Tuesday, January 27, 2015

Vegan Papaya, Mango, and Lime Sorbet

Hello, everyone!  As I have stated in the past, I love all kinds of frozen treats, ice creams, sorbets, sherbets, you name it, I love it.  As a matter of fact, when my husband goes to the store to grab some of said tasty treat, he'll ask me what flavor I'd like, and I always say, "My favorite!"  Which, of course, means, if it's frozen, I love it!
Another one of my favorite things to do, is to go to the grocery store, and look at what fruits have been marked down for a quick sale, because it is on the cusp of getting to its "sale-by" date.  I have gotten so many amazing deals on produce doing this, and have made lots of lovely dishes (I have used several fruits in these posts: traditional apple piebanana breadmushroom risotto,brown sugar, peach ice cream and my roasted chicken, just to name a few!) by getting fruits and veggies that need to be used quickly!
Now then, my daughter and I love papaya, but short of just cutting it up and serving, I wanted to do something different.  While doing some shopping, I went to the clearance section and found a papaya wrapped up, on sale for $1.  I'm not going to turn that down!  I wasn't sure what I was going to do with it, but I was for darn sure going to do something with it!
So, I brought it home, and it sat.  It sat for a couple of days, while I pondered its fate.  I almost just cut it up and served it as is, but I just knew that I could do something better with it!  And I'm glad I had faith in myself.

Here's your grocery list for this one:
   1 large papaya, very ripe
1 mango, very ripe
2/3 C granulated sugar
1/4 C water
1/4 C lime juice
Zest of 1 lime
Pinch of Kosher salt (about 1/4 tsp)

That's it!  Now, when I say very ripe, I mean so ripe you're debating if you should just throw it away.  Please don't throw it away, use it in a sorbet!  These fruits are the perfect ripeness for this!  The more ripe a fruit is, the sweeter it is, so it is perfect to puree up and use in a sorbet.  This mango is so shriveled up, it looks kind of like a lime, but this it is actually a good sized mango with a huge papaya.
I cut the papaya in half, and scooped out the seeds, cut the peel off, then cubed it.  The cubes are then put into a food processor, or a blender. 




I just slide my knife under the skin, and it cuts off very easily; this is also how I take the rind off of the cantaloupe!




This papaya was so huge, it filled up my blender completely, so I just went ahead and pureed it down, just to make room for everything else!  The easiest way I've found to peel a mango, is to just use a vegetable peeler.  You do have to be a little careful with it, though, because it can get a little slippery, but it's pretty easy, and goes quickly.  Once it is peeled, just carefully cut around the large pit/seed, and roughly chop it; into the blender it goes, along with the water, sugar, salt, lime juice and zest!

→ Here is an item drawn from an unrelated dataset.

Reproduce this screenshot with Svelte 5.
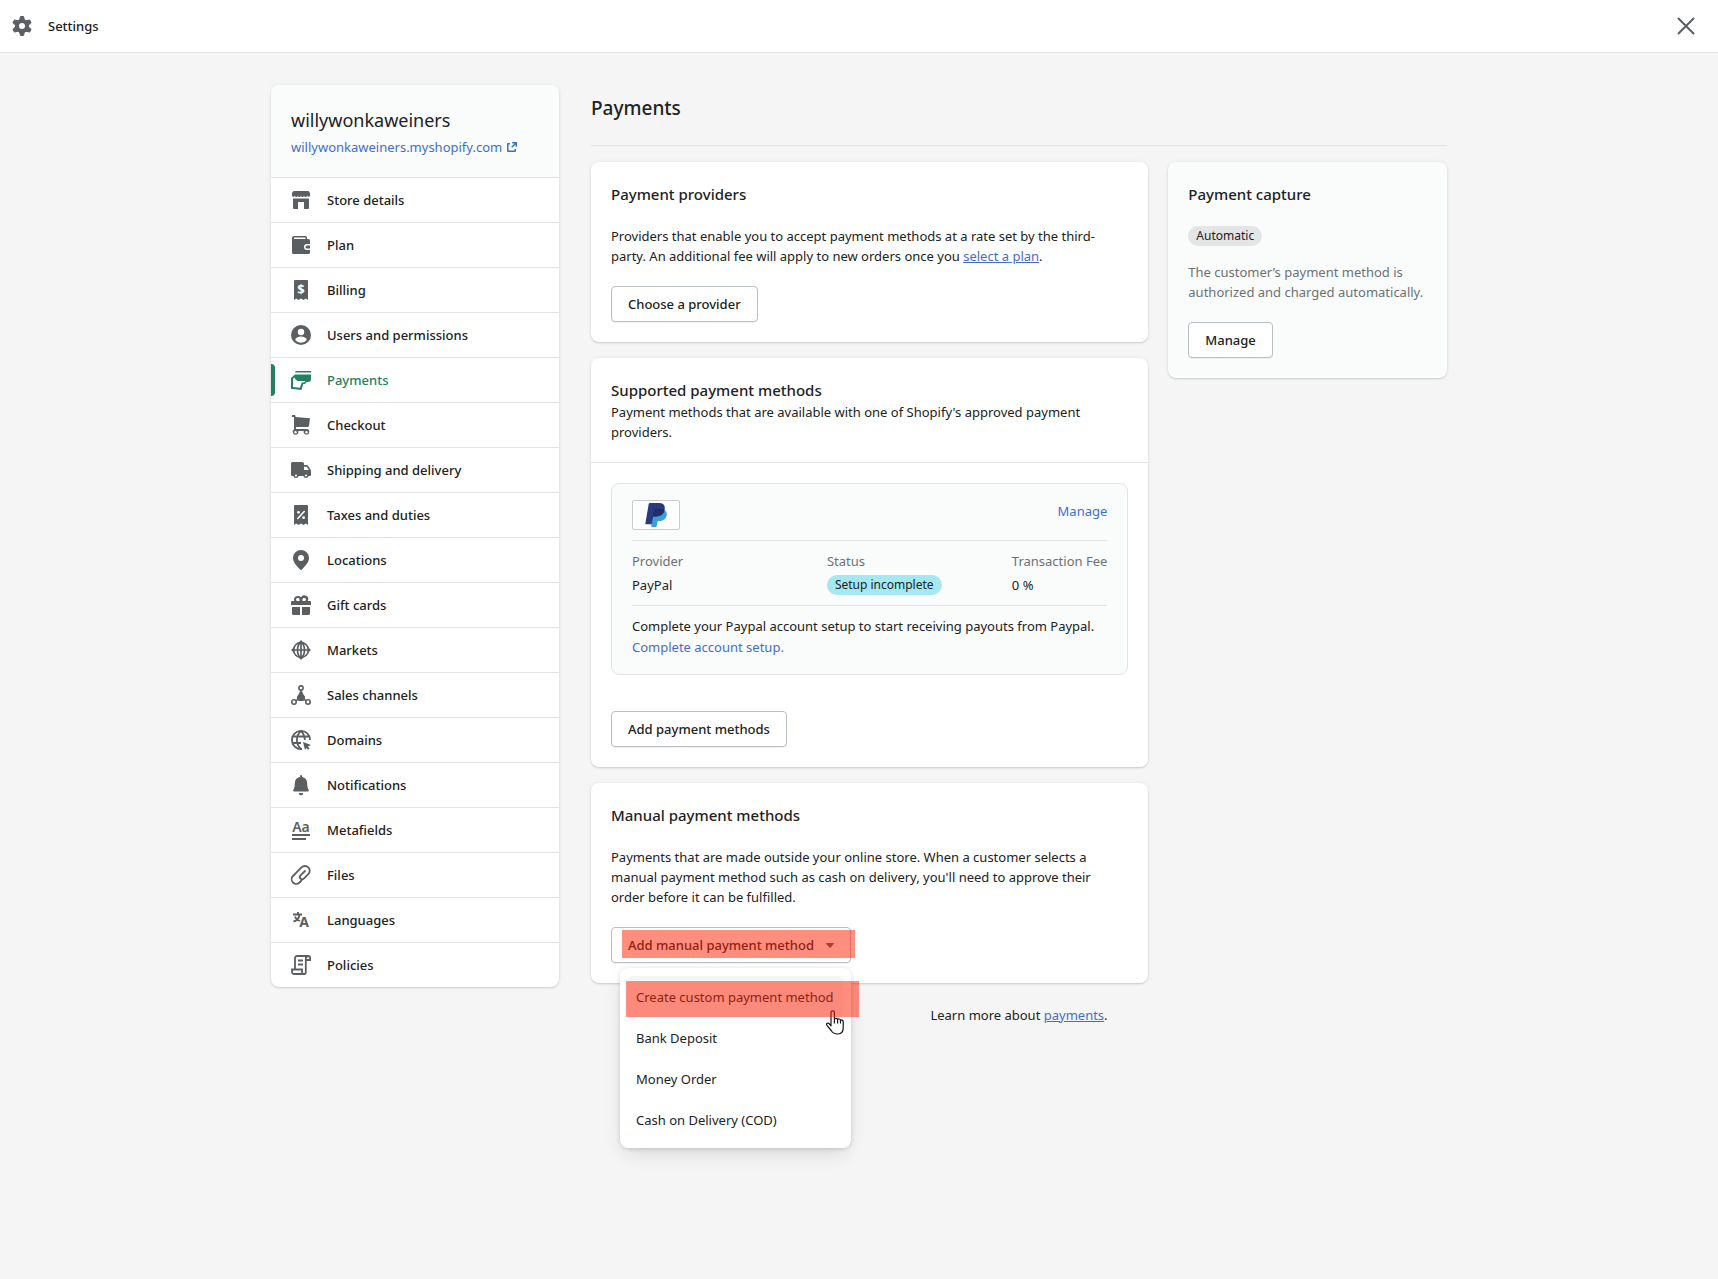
<script lang="ts">
  /**
   * Settings page - payments section with the manual payment menu open.
   */

  interface NavItem {
    label: string;
    icon: string;
  }

  // Icon bodies share a 20x20 view box and inherit their colour
  const receipt = '<path d="M4 0h12a1 1 0 0 1 1 1v19l-2.2-1.5L12.500 20 10 18.500 7.500 20l-2.300-1.500L3 20V1a1 1 0 0 1 1-1z"/>';

  const navItems: NavItem[] = [
    {
      label: 'Store details',
      icon: '<path d="M2.500 1h15L19 3v2.200a1.500 1.500 0 0 1-3 .300 1.500 1.500 0 0 1-3 0 1.500 1.500 0 0 1-3 0 1.500 1.500 0 0 1-3 0 1.500 1.500 0 0 1-3 0 1.500 1.500 0 0 1-3-.300V3z"/><path d="M2 8.500h16V18a1 1 0 0 1-1 1h-4v-7H7v7H3a1 1 0 0 1-1-1z"/>'
    },
    {
      label: 'Plan',
      icon: '<path fill-rule="evenodd" d="M3 1h11.500A1.500 1.500 0 0 1 16 2.500V4h1.500A1.500 1.500 0 0 1 19 5.500V9h-3a3 3 0 0 0 0 6h3v2.500a1.500 1.500 0 0 1-1.500 1.500h-15A1.500 1.500 0 0 1 1 17.500V3a2 2 0 0 1 2-2zm0 1.500v1.500h11.500V2.500z"/><path d="M16 10.500h3v3h-3a1.500 1.500 0 0 1 0-3z"/>'
    },
    {
      label: 'Billing',
      icon: receipt + '<text x="10" y="14" font-size="13" font-weight="700" text-anchor="middle" fill="#fff">$</text>'
    },
    {
      label: 'Users and permissions',
      icon: '<circle cx="10" cy="10" r="10"/><circle cx="10" cy="7" r="3.200" fill="#fff"/><path fill="#fff" d="M4.200 15c1-2.600 3.200-3.500 5.800-3.500s4.800.9 5.800 3.500A7.800 7.800 0 0 1 10 17.800 7.800 7.800 0 0 1 4.200 15z"/>'
    },
    {
      label: 'Payments',
      icon: '<path d="M5 1h15v1.500H4A1.500 1.500 0 0 1 5 1z"/><path fill-rule="evenodd" d="M4 4.500h16V9a3 3 0 0 1-3 3h-1.500L14 14h-1.800L10.500 20 0 18.800V8zM2 8.800v8.200l7 .8 1.600-5.300h2.700l1-1.500H6.500L4 9V7.500z"/>'
    },
    {
      label: 'Checkout',
      icon: '<path d="M1 0h2.500a1 1 0 0 1 1 .800V2L19 3.200 18 11l-1 1H5v2h10.500a2.800 2.800 0 1 1-2.700 2H7.200A2.800 2.800 0 1 1 3 14.600V2H1z"/><circle cx="4.500" cy="17.200" r="1.200" fill="#fff"/><circle cx="15.500" cy="17.200" r="1.200" fill="#fff"/>'
    },
    {
      label: 'Shipping and delivery',
      icon: '<path fill-rule="evenodd" d="M1.500 2h10A1.500 1.500 0 0 1 13 3.500V5h2.500a2 2 0 0 1 1.600.8L19.500 9.500a3 3 0 0 1 .5 1.500v4a1 1 0 0 1-1 1h-1.300a2.800 2.800 0 0 1-5.400 0H7.700a2.800 2.800 0 0 1-5.400 0H1a1 1 0 0 1-1-1V3.500A1.500 1.500 0 0 1 1.500 2zM13 6.800V10h4.800l-2-3.200z"/><circle cx="5" cy="15.500" r="1.100" fill="#fff"/><circle cx="15" cy="15.500" r="1.100" fill="#fff"/>'
    },
    {
      label: 'Taxes and duties',
      icon: receipt + '<path d="M6.800 13.500l6.400-7" stroke="#fff" stroke-width="1.600" stroke-linecap="round"/><circle cx="7.500" cy="7.300" r="1.400" fill="#fff"/><circle cx="12.600" cy="12.700" r="1.400" fill="#fff"/>'
    },
    {
      label: 'Locations',
      icon: '<path fill-rule="evenodd" d="M10 0a8 8 0 0 0-8 7.800c0 4.400 3.400 8 7.300 11.900a1 1 0 0 0 1.400 0C14.600 15.800 18 12.200 18 7.800A8 8 0 0 0 10 0zm0 11a3 3 0 1 1 0-6 3 3 0 0 1 0 6z"/>'
    },
    {
      label: 'Gift cards',
      icon: '<path fill-rule="evenodd" d="M6.500 1A3.500 3.500 0 0 0 3.300 6H1a1 1 0 0 0-1 1v3h20V7a1 1 0 0 0-1-1h-2.300A3.500 3.500 0 0 0 10 2.300 3.500 3.500 0 0 0 6.500 1zm0 2A1.500 1.500 0 0 1 8.500 4.500V6h-2a1.500 1.500 0 0 1 0-3zm7 0a1.500 1.500 0 0 1 0 3h-2V4.500a1.500 1.500 0 0 1 2-1.500z"/><path d="M1 12h8v8H2.500A1.500 1.500 0 0 1 1 18.500zM11 12h8v6.500a1.500 1.500 0 0 1-1.500 1.500H11z"/>'
    },
    {
      label: 'Markets',
      icon: '<g fill="none" stroke="currentColor" stroke-width="1.700"><circle cx="10" cy="10" r="7.400"/><ellipse cx="10" cy="10" rx="3.500" ry="7.200"/><path d="M2 10h16M10 2v16"/></g><path d="M10 0l3 3.200H7zM10 20l3-3.200H7zM0 10l3.200-3v6zM20 10l-3.200-3v6z"/>'
    },
    {
      label: 'Sales channels',
      icon: '<g fill="none" stroke="currentColor" stroke-width="1.600"><circle cx="10" cy="3" r="2.100"/><circle cx="3" cy="17" r="2.200"/><circle cx="17" cy="17" r="2.200"/><path d="M10 5v5M9 13l-4 2.700M11 13l4 2.700"/></g><path d="M8.800 6.500h2.400l1 2.500 2 3-.5 3-1.700 1H8l-1.700-1-.5-3 2-3z"/>'
    },
    {
      label: 'Domains',
      icon: '<g fill="none" stroke="currentColor" stroke-width="1.800"><path d="M19.100 10A9.100 9.100 0 1 0 11 19"/><path d="M10 1C4.500 6 4.500 14 10 19M10 1c2.300 2 3.600 5.300 3.900 9M2 6.500h16M1 13h9"/></g><path d="M12 12l8 3-3.200 1.600 1.700 1.900-1.400 1.300-1.800-1.900L14 20z"/>'
    },
    {
      label: 'Notifications',
      icon: '<path d="M10 0a1 1 0 0 0-1 1v1.100C5.600 2.600 3.800 5 3.800 8.500c0 3-.6 5-1.500 6.500-.4.700 0 1.500.8 1.500h13.800c.8 0 1.200-.8.800-1.500-.9-1.500-1.500-3.500-1.500-6.500C16.200 5 14.400 2.600 11 2.100V1a1 1 0 0 0-1-1zM7.800 18h4.400a2.200 2.200 0 0 1-4.400 0z"/>'
    },
    {
      label: 'Metafields',
      icon: '<text x="10" y="12" font-size="14" font-weight="600" text-anchor="middle">Aa</text><path d="M1 14h18v2H1zM1 18h14v2H1z"/>'
    },
    {
      label: 'Files',
      icon: '<path fill="none" stroke="currentColor" stroke-width="1.800" stroke-linecap="round" d="M10.500 15.500l-2 2a4.600 4.600 0 0 1-6.500 0 4.600 4.600 0 0 1 0-6.500l8.500-8.600a4.800 4.800 0 0 1 6.800 0 4.800 4.800 0 0 1 0 6.800l-4.500 4.500a2.300 2.300 0 0 1-3.300-3.300L14 6"/>'
    },
    {
      label: 'Languages',
      icon: '<g fill="none" stroke="currentColor" stroke-width="1.800"><path d="M2 4.500h9M7 2v2.500M8.500 4.500C8 8 5.500 10.800 2.500 11.500M4 6.500c.8 2.200 3 4 5 4.500"/></g><text x="13" y="17" font-size="14" font-weight="700" text-anchor="middle">A</text>'
    },
    {
      label: 'Policies',
      icon: '<g fill="none" stroke="currentColor" stroke-width="1.800"><path d="M4 14.500V3a2 2 0 0 1 2-2h11.500M3 14.500h8v2.700a1.800 1.800 0 0 0 3.800 0V3.500A2.500 2.500 0 0 1 17.200 1c1.200 0 1.900.9 1.900 2v2h-4M13 19H3a2 2 0 0 1-2-2v-2.500h3"/><path d="M7 5.500h5M7 9.500h5"/></g>'
    }
  ];

  const manualMethods = [
    'Create custom payment method',
    'Bank Deposit',
    'Money Order',
    'Cash on Delivery (COD)'
  ];

  let selected = $state('Payments');
  let menuOpen = $state(true);
</script>

<div class="page">
  <header class="topbar">
    <svg class="icon" viewBox="0 0 20 20" aria-hidden="true">
      <circle cx="10" cy="10" r="5" fill="none" stroke="currentColor" stroke-width="4" />
      {#each [0, 60, 120, 180, 240, 300] as angle}
        <path d="M8.500.5h3l1 4h-5z" transform="rotate({angle} 10 10)" stroke="currentColor" stroke-linejoin="round" />
      {/each}
    </svg>
    <span class="topbar-title">Settings</span>
    <button class="close" aria-label="Close">
      <svg class="icon" viewBox="0 0 20 20" aria-hidden="true">
        <path d="M2.500 2.500l15 15M17.500 2.500l-15 15" stroke="currentColor" stroke-width="2" stroke-linecap="round" />
      </svg>
    </button>
  </header>

  <div class="layout">
    <nav class="sidebar card" aria-label="Settings">
      <div class="shop">
        <div class="shop-name">willywonkaweiners</div>
        <a class="shop-link" href="#shop">
          willywonkaweiners.myshopify.com
          <svg class="icon" viewBox="0 0 20 20" aria-hidden="true">
            <path d="M14 12v2a1 1 0 0 1-1 1H6a1 1 0 0 1-1-1V7a1 1 0 0 1 1-1h2v1.500H6.500v6h6V12zM10.250 5H15v4.750h-1.500V7.560l-3.220 3.220-1.060-1.060 3.220-3.220h-2.190z" />
          </svg>
        </a>
      </div>
      <ul>
        {#each navItems as item}
          <li class:selected={item.label === selected}>
            <a href="#{item.label}" onclick={() => (selected = item.label)}>
              <svg class="icon" viewBox="0 0 20 20" aria-hidden="true">{@html item.icon}</svg>
              {item.label}
            </a>
          </li>
        {/each}
      </ul>
    </nav>

    <main>
      <h1>Payments</h1>

      <div class="columns">
        <div class="primary">
          <section class="card section">
            <h2>Payment providers</h2>
            <p>
              Providers that enable you to accept payment methods at a rate set by the third-party. An
              additional fee will apply to new orders once you <a class="underlined" href="#plan">select a plan</a>.
            </p>
            <button class="button">Choose a provider</button>
          </section>

          <section class="card">
            <div class="section intro">
              <h2>Supported payment methods</h2>
              <p>Payment methods that are available with one of Shopify's approved payment providers.</p>
            </div>
            <div class="section supported">
              <div class="provider">
                <div class="provider-head">
                  <span class="logo">
                    <svg viewBox="0 0 22 24" role="img" aria-label="PayPal">
                      <path fill="#3b9fdc" d="M7 7.500h13.200c1.500 1.200 1.800 3 1.300 5.200-.9 3.700-3.600 5.300-7.300 5.300h-1.500l-1 5.100a1 1 0 0 1-1 .9H6.300z" />
                      <path fill="#283b82" d="M4.800 0H14c4.600 0 6.500 2.400 5.600 6.800-.9 4.500-4 6.700-8.700 6.700H8.200L6.700 21.200H1.200a.8.8 0 0 1-.8-1L3.700 1a1.200 1.200 0 0 1 1.100-1z" />
                      <path fill="#232c65" d="M9.300 6h9.300l1 .8c-.9 4.500-4 6.700-8.700 6.700H8.200l-.3.500L9 6.500z" />
                    </svg>
                  </span>
                  <a href="#manage">Manage</a>
                </div>
                <table>
                  <thead>
                    <tr>
                      <th>Provider</th>
                      <th>Status</th>
                      <th>Transaction Fee</th>
                    </tr>
                  </thead>
                  <tbody>
                    <tr>
                      <td>PayPal</td>
                      <td><span class="badge info">Setup incomplete</span></td>
                      <td>0 %</td>
                    </tr>
                  </tbody>
                </table>
                <div class="setup">
                  <span>Complete your Paypal account setup to start receiving payouts from Paypal.</span>
                  <a href="#setup">Complete account setup.</a>
                </div>
              </div>
              <button class="button">Add payment methods</button>
            </div>
          </section>

          <section class="card section">
            <h2>Manual payment methods</h2>
            <p>
              Payments that are made outside your online store. When a customer selects a manual payment
              method such as cash on delivery, you'll need to approve their order before it can be fulfilled.
            </p>
            <div class="dropdown">
              <button class="button" aria-expanded={menuOpen} onclick={() => (menuOpen = !menuOpen)}>
                Add manual payment method
                <svg class="caret" viewBox="0 0 8 5" aria-hidden="true"><path d="M.5 0h7a.5.5 0 0 1 .4.8L4.400 4.800a.5.5 0 0 1-.8 0L.1.800A.5.5 0 0 1 .5 0z" /></svg>
              </button>
              <span class="highlight on-button"></span>
              {#if menuOpen}
                <div class="menu">
                  {#each manualMethods as method, i}
                    <button class:hovered={i === 0}>{method}</button>
                  {/each}
                  <svg class="pointer" viewBox="0 0 18 25" aria-hidden="true">
                    <path
                      d="M5 15V2.500a1.700 1.700 0 0 1 3.400 0V9c.3-1 3-.9 3.200.5.500-1 2.800-.6 2.900.8.700-.7 2.700-.3 2.700 1.400v6.500c0 3-2 5.600-5.500 5.800-3.500.1-5.200-1.200-6.500-3.500L.9 15.300c-1-1.900 1.100-3 2.400-1.500L5 15.800zM8.400 9v4.500M11.600 9.500v4M14.500 10.500v3"
                      fill="#fff"
                      stroke="#15151f"
                      stroke-width="1.200"
                      stroke-linejoin="round"
                    />
                  </svg>
                  <span class="highlight on-item"></span>
                </div>
              {/if}
            </div>
          </section>
        </div>

        <aside class="card section capture">
          <h2>Payment capture</h2>
          <span class="badge">Automatic</span>
          <p>The customer’s payment method is authorized and charged automatically.</p>
          <button class="button">Manage</button>
        </aside>
      </div>

      <footer>Learn more about <a class="underlined" href="#payments">payments</a>.</footer>
    </main>
  </div>
</div>

<style>
  :global(body) {
    margin: 0;
    background: #f5f5f5;
  }

  .page {
    min-height: 100vh;
    color: #202223;
    font-family: 'Segoe UI', 'Noto Sans', sans-serif;
    font-size: 13px;
    line-height: 20px;
  }

  .page * {
    box-sizing: border-box;
  }

  h1,
  h2,
  p,
  ul {
    margin: 0;
    padding: 0;
  }

  p {
    max-width: 500px;
  }

  a {
    color: #3f6fcb;
    text-decoration: none;
  }

  .underlined {
    text-decoration: underline;
  }

  .icon {
    flex: none;
    width: 20px;
    height: 20px;
    overflow: visible;
    fill: currentColor;
    color: #5c5f62;
  }

  .topbar {
    display: flex;
    align-items: center;
    height: 53px;
    padding: 0 22px 0 12px;
    background: #fff;
    border-bottom: 1px solid #e1e3e5;
  }

  .topbar-title {
    margin-left: 16px;
    font-weight: 500;
  }

  .close {
    display: flex;
    margin-left: auto;
    padding: 0;
    border: none;
    background: none;
    cursor: pointer;
  }

  .layout {
    display: flex;
    align-items: flex-start;
    gap: 32px;
    max-width: 1176px;
    margin: 0 auto;
    padding: 32px 0;
  }

  .card {
    background: #fff;
    border-radius: 8px;
    box-shadow: 0 0 5px rgba(23, 24, 24, 0.05), 0 1px 2px rgba(0, 0, 0, 0.15);
  }

  .sidebar {
    flex: 0 0 288px;
  }

  .shop {
    padding: 20px;
    background: #fafbfb;
    border-radius: 8px 8px 0 0;
  }

  .shop-name {
    margin-bottom: 2px;
    font-size: 18px;
    line-height: 30px;
  }

  .shop-link {
    display: flex;
    align-items: center;
  }

  .shop-link .icon {
    color: inherit;
  }

  .sidebar li {
    position: relative;
    list-style: none;
    border-top: 1px solid #e1e3e5;
  }

  .sidebar li a {
    display: flex;
    align-items: center;
    gap: 16px;
    height: 44px;
    padding: 0 20px;
    color: inherit;
    font-weight: 500;
  }

  .sidebar .selected,
  .selected .icon {
    color: #238060;
  }

  .selected::before {
    content: '';
    position: absolute;
    top: 6px;
    bottom: 6px;
    left: 0;
    width: 4px;
    border-radius: 0 4px 4px 0;
    background: #238060;
  }

  main {
    flex: 1;
    min-width: 0;
  }

  h1 {
    padding: 9px 0 23px;
    border-bottom: 1px solid #e1e3e5;
    font-size: 19px;
    line-height: 28px;
    font-weight: 500;
  }

  h2 {
    font-size: 15px;
    line-height: 24px;
    font-weight: 500;
  }

  .columns {
    display: grid;
    grid-template-columns: 2fr 1fr;
    align-items: start;
    gap: 20px;
    margin-top: 16px;
  }

  .primary {
    display: flex;
    flex-direction: column;
    gap: 16px;
    min-width: 0;
  }

  .section {
    display: flex;
    flex-direction: column;
    align-items: flex-start;
    gap: 20px;
    padding: 20px;
  }

  .intro {
    gap: 0;
    border-bottom: 1px solid #e1e3e5;
  }

  .supported {
    gap: 36px;
  }

  .button {
    height: 36px;
    padding: 0 16px;
    border: 1px solid #babfc3;
    border-radius: 4px;
    background: #fff;
    box-shadow: 0 1px 0 rgba(0, 0, 0, 0.05);
    color: inherit;
    font: inherit;
    font-weight: 500;
    cursor: pointer;
  }

  .provider {
    width: 100%;
    padding: 16px 20px 17px;
    border: 1px solid #e1e3e5;
    border-radius: 8px;
    background: #fafbfb;
  }

  .provider-head {
    display: flex;
    justify-content: space-between;
    margin-bottom: 10px;
    line-height: 22px;
  }

  .logo {
    display: flex;
    align-items: center;
    justify-content: center;
    width: 48px;
    height: 30px;
    border: 1px solid #c9cccf;
    border-radius: 2px;
    background: #fff;
  }

  .logo svg {
    width: 22px;
    height: 24px;
  }

  table {
    width: 100%;
    padding: 10px 0;
    border: solid #e1e3e5;
    border-width: 1px 0;
    border-spacing: 0;
  }

  th,
  td {
    padding: 0;
    text-align: left;
    font-weight: 400;
  }

  th {
    padding-bottom: 4px;
    color: #6d7175;
    white-space: nowrap;
  }

  th:first-child {
    width: 41%;
  }

  th:last-child {
    width: 20%;
  }

  .badge {
    display: block;
    width: fit-content;
    padding: 0 8px;
    border-radius: 10px;
    background: #e4e5e7;
    font-size: 12px;
  }

  .info {
    background: #a4e8f2;
  }

  .setup {
    display: flex;
    flex-direction: column;
    align-items: flex-start;
    gap: 1px;
    margin-top: 10px;
  }

  .dropdown {
    position: relative;
  }

  .dropdown .button {
    display: flex;
    align-items: center;
    gap: 12px;
  }

  .caret {
    width: 8px;
    height: 5px;
    fill: #5c5f62;
  }

  .highlight {
    position: absolute;
    background: rgba(255, 29, 0, 0.5);
    pointer-events: none;
  }

  .on-button {
    inset: 3px -4px 5px 11px;
  }

  .menu {
    position: absolute;
    top: 41px;
    left: 9px;
    right: 0;
    padding: 8px;
    border-radius: 8px;
    background: #fff;
    box-shadow: 0 3px 6px -3px rgba(23, 24, 24, 0.1), 0 8px 20px -4px rgba(23, 24, 24, 0.14), 0 0 4px rgba(0, 0, 0, 0.1);
  }

  .menu button {
    display: block;
    width: 100%;
    padding: 11px 8px 10px;
    border: none;
    border-radius: 4px;
    background: none;
    color: inherit;
    font: inherit;
    line-height: 20px;
    text-align: left;
    white-space: nowrap;
    cursor: pointer;
  }

  .menu .hovered {
    background: #f6f6f7;
  }

  .pointer {
    position: absolute;
    top: 42px;
    right: 7px;
    width: 18px;
    height: 25px;
  }

  .on-item {
    top: 13px;
    left: 6px;
    right: -8px;
    height: 36px;
  }

  .capture {
    background: #fafbfb;
  }

  .capture p {
    margin-top: -4px;
    color: #6d7175;
  }

  footer {
    margin-top: 22px;
    text-align: center;
  }
</style>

Zip it through, making sure that everything is really smooth, then cover with plastic wrap (making sure that the plastic wrap is touching the top of the puree), and pop it into the fridge overnight.  The cooler your puree is, the less work your ice cream maker has to do, so that it gets turned into sorbet even faster!

Now then, set up your ice cream machine according to your machines instructions.  Since my papaya was so huge, this made a lot of puree, so I ended up having to scoop some puree out and do it in two batches.  You can see here, that I initially poured all of the puree into the maker, but I noticed that the machine was too full, and that no air was getting mixed into the puree, so this was never going to become sorbet this way.  I ended up scooping about 2 cups of puree out, and set it aside, while the rest churned in the machine.

I ended up removing just enough, so that the puree was going over the beater.  I let this churn for about 15 minutes, until it came to almost a soft serve consistency.  I poured that into a plastic container, then churned the puree I had to remove.  This was just fine, no need to worry!




Again, cover with plastic wrap, and pop into the freezer, for as long as you can stand it!  I usually like to freeze it at least overnight, for the lovely treat to freeze up, but I just could not wait.  I think I ended up waiting about 6 hours, before digging in.  It was still a little soft, but wow was it good!  The lime really shined through after freezing, and it turned out to be very creamy tasting!  I'm absolutely going to do a lot more sorbets in the future, since it is a much healthier option over ice cream.  This will be a really refreshing treat in the upcoming summer, that's for sure!